'''

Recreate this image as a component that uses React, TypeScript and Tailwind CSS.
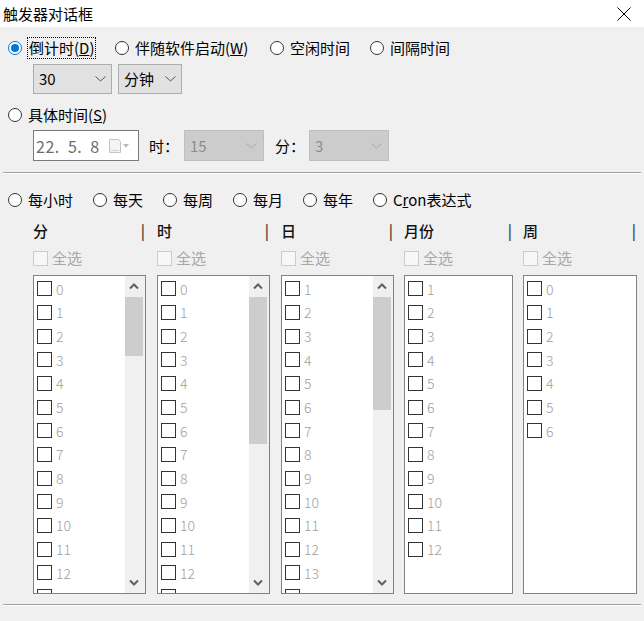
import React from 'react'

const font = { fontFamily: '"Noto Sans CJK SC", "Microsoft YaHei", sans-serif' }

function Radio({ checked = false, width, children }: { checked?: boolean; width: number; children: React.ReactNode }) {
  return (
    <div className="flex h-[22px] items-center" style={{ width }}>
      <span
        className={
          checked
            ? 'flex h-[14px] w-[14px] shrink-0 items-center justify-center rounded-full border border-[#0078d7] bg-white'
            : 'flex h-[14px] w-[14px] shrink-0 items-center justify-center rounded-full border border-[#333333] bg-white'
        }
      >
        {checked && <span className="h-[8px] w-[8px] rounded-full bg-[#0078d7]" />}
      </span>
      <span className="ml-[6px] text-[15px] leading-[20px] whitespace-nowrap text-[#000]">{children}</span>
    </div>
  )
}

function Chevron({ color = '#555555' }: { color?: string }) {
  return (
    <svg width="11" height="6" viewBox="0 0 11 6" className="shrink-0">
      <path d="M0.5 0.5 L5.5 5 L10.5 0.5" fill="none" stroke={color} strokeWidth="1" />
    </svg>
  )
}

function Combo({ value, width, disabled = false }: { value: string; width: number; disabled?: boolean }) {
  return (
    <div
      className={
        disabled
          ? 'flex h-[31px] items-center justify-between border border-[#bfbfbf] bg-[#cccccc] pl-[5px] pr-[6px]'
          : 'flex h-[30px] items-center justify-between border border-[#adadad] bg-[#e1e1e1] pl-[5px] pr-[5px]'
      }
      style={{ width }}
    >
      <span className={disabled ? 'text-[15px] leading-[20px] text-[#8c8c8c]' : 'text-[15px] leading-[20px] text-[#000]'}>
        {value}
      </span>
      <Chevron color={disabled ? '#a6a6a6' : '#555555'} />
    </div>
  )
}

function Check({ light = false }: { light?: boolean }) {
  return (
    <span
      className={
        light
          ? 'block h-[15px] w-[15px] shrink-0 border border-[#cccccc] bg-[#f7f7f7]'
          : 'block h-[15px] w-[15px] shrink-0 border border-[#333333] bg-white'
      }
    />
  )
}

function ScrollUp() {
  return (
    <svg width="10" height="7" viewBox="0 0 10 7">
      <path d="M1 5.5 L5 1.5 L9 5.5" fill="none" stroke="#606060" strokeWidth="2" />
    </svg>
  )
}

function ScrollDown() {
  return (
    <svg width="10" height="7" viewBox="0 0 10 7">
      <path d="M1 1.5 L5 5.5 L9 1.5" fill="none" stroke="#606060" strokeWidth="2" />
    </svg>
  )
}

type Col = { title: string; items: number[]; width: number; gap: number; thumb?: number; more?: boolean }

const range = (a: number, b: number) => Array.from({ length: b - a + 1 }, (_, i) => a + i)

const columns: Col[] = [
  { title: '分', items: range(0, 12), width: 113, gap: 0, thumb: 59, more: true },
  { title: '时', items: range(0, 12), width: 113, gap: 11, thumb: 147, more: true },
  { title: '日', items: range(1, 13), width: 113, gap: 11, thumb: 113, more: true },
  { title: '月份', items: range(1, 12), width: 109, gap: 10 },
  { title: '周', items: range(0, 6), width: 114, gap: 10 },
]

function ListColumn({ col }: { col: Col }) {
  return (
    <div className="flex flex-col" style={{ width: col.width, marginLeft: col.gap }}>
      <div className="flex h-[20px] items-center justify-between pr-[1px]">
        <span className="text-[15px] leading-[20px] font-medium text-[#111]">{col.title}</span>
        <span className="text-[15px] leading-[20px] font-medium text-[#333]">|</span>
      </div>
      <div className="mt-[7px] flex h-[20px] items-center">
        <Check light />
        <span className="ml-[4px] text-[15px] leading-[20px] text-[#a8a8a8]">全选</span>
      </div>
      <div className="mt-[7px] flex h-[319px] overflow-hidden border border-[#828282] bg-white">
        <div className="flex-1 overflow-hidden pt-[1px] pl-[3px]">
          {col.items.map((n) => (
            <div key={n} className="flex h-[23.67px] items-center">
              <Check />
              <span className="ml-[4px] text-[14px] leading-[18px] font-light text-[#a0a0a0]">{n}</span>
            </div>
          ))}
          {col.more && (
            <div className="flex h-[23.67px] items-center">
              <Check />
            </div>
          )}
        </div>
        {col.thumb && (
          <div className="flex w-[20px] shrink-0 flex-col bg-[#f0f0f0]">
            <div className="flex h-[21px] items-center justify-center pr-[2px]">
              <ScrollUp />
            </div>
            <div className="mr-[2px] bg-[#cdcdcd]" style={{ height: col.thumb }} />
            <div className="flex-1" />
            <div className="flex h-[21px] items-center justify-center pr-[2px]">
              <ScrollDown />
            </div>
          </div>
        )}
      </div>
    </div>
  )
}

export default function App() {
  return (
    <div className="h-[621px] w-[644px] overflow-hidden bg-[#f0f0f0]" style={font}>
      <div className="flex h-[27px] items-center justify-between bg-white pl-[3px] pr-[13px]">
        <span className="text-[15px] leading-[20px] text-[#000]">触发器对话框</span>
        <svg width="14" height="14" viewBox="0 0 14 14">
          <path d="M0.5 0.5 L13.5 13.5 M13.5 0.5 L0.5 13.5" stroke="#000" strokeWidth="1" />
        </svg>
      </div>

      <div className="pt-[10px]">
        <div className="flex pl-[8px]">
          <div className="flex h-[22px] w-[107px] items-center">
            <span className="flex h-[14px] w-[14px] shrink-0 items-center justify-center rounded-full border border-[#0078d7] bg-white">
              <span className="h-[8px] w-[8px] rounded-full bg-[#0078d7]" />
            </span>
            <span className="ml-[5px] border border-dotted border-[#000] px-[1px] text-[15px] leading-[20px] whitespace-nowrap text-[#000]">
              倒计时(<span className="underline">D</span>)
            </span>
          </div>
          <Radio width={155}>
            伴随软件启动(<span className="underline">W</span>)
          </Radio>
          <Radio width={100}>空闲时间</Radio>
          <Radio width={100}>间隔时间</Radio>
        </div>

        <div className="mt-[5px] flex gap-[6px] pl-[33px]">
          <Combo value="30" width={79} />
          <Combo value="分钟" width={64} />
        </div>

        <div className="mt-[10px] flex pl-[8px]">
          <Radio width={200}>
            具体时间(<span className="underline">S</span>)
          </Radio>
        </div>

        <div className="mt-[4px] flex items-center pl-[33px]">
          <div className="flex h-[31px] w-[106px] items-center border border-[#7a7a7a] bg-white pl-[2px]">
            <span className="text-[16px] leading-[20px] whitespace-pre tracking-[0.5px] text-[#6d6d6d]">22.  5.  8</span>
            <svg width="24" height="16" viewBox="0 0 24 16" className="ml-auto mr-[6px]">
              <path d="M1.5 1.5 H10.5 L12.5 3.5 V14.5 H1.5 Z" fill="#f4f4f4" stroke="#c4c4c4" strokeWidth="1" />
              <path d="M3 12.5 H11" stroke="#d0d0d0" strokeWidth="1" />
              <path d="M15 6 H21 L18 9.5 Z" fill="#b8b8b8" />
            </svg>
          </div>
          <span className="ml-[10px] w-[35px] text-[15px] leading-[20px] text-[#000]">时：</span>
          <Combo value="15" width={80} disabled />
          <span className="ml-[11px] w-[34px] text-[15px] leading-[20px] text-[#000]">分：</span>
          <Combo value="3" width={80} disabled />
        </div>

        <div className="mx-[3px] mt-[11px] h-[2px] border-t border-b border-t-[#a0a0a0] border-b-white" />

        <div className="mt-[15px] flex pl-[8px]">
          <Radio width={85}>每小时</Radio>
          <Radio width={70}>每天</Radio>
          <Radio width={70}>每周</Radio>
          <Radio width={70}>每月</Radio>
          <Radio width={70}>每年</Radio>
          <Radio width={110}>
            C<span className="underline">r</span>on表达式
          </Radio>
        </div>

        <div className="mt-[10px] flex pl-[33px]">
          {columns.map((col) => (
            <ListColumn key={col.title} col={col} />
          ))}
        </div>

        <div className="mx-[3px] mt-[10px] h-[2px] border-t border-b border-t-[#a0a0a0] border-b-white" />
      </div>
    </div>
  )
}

'''
'''

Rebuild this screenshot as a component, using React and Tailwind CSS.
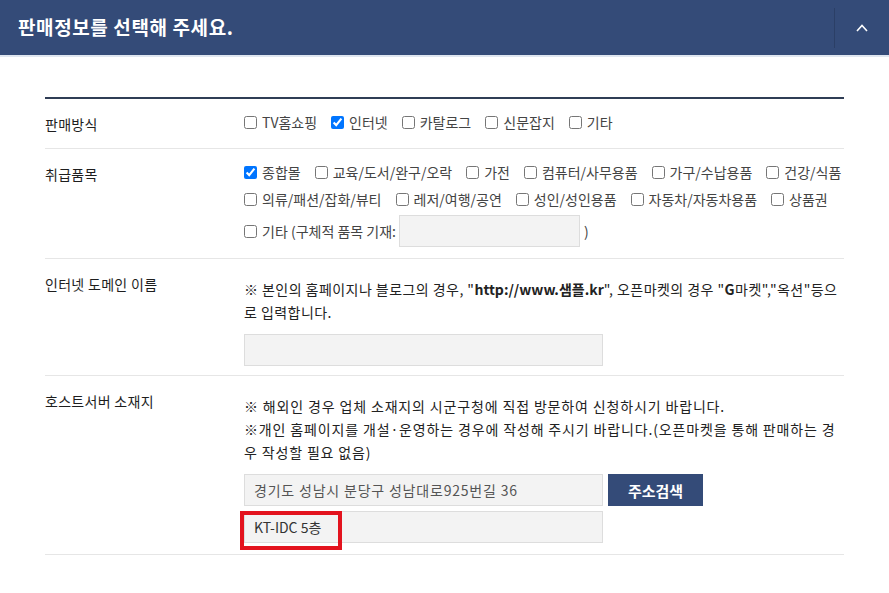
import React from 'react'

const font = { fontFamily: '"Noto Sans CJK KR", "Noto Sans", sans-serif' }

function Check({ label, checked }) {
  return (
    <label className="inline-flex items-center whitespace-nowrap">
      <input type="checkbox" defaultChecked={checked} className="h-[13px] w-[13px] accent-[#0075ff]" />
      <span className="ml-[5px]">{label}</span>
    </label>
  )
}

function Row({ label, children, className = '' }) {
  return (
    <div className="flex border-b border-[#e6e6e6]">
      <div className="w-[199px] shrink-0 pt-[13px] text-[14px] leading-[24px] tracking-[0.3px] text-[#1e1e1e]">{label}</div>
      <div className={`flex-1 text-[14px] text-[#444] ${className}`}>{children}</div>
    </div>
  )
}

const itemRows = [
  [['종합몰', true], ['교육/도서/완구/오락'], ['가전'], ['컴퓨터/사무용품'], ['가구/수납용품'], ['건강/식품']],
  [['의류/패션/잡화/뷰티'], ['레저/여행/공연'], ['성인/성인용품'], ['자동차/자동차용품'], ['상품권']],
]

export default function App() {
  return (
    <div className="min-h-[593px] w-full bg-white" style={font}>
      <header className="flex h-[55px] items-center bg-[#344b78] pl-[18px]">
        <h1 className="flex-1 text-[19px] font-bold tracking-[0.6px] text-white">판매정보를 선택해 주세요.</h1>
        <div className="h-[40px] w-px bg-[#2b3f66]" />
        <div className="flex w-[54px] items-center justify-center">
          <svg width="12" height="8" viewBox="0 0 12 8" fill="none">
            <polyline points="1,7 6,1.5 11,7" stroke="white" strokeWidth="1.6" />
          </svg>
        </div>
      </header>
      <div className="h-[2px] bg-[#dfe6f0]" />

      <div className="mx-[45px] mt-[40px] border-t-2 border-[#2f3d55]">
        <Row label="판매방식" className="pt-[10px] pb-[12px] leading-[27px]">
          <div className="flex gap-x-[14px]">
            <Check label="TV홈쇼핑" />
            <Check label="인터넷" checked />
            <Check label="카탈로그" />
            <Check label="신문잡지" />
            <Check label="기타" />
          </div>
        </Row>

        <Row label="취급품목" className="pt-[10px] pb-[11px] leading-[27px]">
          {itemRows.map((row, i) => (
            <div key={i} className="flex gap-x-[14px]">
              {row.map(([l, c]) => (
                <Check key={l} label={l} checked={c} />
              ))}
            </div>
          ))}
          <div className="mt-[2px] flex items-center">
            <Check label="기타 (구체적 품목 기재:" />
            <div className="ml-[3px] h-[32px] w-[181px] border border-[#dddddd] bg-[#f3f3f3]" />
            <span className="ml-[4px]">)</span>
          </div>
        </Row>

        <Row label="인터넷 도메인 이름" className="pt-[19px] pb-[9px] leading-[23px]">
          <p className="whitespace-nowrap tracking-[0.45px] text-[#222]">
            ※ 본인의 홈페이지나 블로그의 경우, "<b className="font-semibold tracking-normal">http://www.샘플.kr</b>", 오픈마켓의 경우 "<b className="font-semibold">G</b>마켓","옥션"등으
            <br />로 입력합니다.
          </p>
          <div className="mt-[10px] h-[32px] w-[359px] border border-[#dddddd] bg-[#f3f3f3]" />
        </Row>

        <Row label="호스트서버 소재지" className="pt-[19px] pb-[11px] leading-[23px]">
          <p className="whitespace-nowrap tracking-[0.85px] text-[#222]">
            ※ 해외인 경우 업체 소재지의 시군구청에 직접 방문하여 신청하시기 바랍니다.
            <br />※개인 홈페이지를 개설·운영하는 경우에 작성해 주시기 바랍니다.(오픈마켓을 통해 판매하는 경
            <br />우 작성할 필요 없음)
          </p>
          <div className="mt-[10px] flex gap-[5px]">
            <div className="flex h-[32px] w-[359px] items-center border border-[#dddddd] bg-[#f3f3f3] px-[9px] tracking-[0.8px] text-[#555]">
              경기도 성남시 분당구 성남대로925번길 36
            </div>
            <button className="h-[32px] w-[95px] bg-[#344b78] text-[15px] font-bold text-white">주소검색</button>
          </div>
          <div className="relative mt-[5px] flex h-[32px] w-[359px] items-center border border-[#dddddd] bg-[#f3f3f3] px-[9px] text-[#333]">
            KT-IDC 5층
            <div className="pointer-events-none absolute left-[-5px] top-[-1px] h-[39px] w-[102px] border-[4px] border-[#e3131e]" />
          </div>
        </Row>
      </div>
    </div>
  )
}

'''

Short problem: Look through the entries above. Extract each line with the word "Tailwind".

Result of this task:
Recreate this image as a component that uses React, TypeScript and Tailwind CSS.
Rebuild this screenshot as a component, using React and Tailwind CSS.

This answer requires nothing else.